GIVEN TASK ▸
Track down every line below that holds "React" and copy it.

DATA SECTION ▸
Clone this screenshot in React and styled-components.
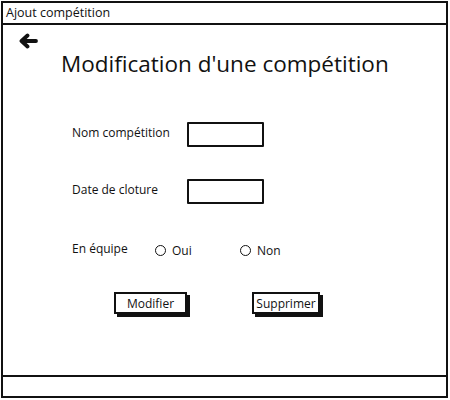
import React from 'react';
import styled, { createGlobalStyle } from 'styled-components';

const GlobalStyle = createGlobalStyle`
	html, body {
		margin: 0;
		padding: 0;
		background: #fff;
	}
	body {
		font-family: 'Open Sans', 'Liberation Sans', sans-serif;
		color: #111;
	}
`;

const Window = styled.div`
	box-sizing: border-box;
	margin: 1px 0 0 1px;
	width: 447px;
	height: 397px;
	border: 2px solid #111;
	display: flex;
	flex-direction: column;
`;

const TitleBar = styled.div`
	height: 20px;
	border-bottom: 2px solid #111;
	padding-left: 3px;
	font-size: 12.5px;
	line-height: 20px;
`;

const Content = styled.div`
	flex: 1;
	display: flex;
	flex-direction: column;
	padding: 8px 0 0 15px;
`;

const BackButton = styled.div`
	width: 20px;
	height: 16px;
	display: flex;
`;

const Heading = styled.h1`
	margin: 2px 0 0 43px;
	font-size: 22.5px;
	font-weight: 400;
	line-height: 26px;
`;

const Form = styled.div`
	margin: 45px 0 0 54px;
	display: flex;
	flex-direction: column;
`;

const Row = styled.div`
	display: flex;
	align-items: center;
	height: 25px;
	margin-top: ${(p) => p.offset || 0}px;
`;

const Label = styled.span`
	width: ${(p) => p.width}px;
	font-size: 12px;
	margin-top: -5px;
`;

const Input = styled.div`
	box-sizing: border-box;
	width: 77px;
	height: 25px;
	border: 2px solid #111;
	border-radius: 1px;
`;

const RadioOption = styled.label`
	width: ${(p) => p.width}px;
	display: flex;
	align-items: center;
	gap: 6px;
	font-size: 12px;
`;

const RadioDot = styled.span`
	box-sizing: border-box;
	width: 11px;
	height: 11px;
	border: 1.5px solid #111;
	border-radius: 50%;
`;

const Actions = styled.div`
	display: flex;
	gap: 65px;
	margin: 29px 0 0 96px;
`;

const Button = styled.div`
	box-sizing: border-box;
	width: ${(p) => p.width}px;
	height: 22px;
	border: 2px solid #111;
	box-shadow: 3px 3px 0 #111;
	display: flex;
	align-items: center;
	justify-content: center;
	font-size: 12px;
`;

const Footer = styled.div`
	height: 19px;
	border-top: 2px solid #111;
`;

const App = () => {
	return (
		<>
			<GlobalStyle />
			<Window>
				<TitleBar>Ajout compétition</TitleBar>
				<Content>
					<BackButton>
						<svg width="20" height="16" viewBox="0 0 20 16">
							<path
								d="M18 8H4M9.5 2.5L3.5 8l6 5.5"
								fill="none"
								stroke="#111"
								strokeWidth="3.8"
								strokeLinecap="round"
								strokeLinejoin="round"
							/>
						</svg>
					</BackButton>
					<Heading>Modification d'une compétition</Heading>
					<Form>
						<Row>
							<Label width={115}>Nom compétition</Label>
							<Input />
						</Row>
						<Row offset={32}>
							<Label width={115}>Date de cloture</Label>
							<Input />
						</Row>
						<Row offset={34}>
							<Label width={83}>En équipe</Label>
							<RadioOption width={85}>
								<RadioDot />
								Oui
							</RadioOption>
							<RadioOption width={60}>
								<RadioDot />
								Non
							</RadioOption>
						</Row>
					</Form>
					<Actions>
						<Button width={73}>Modifier</Button>
						<Button width={68}>Supprimer</Button>
					</Actions>
				</Content>
				<Footer />
			</Window>
		</>
	);
};

export default App;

FINAL RESULT ▸
Clone this screenshot in React and styled-components.
import React from 'react';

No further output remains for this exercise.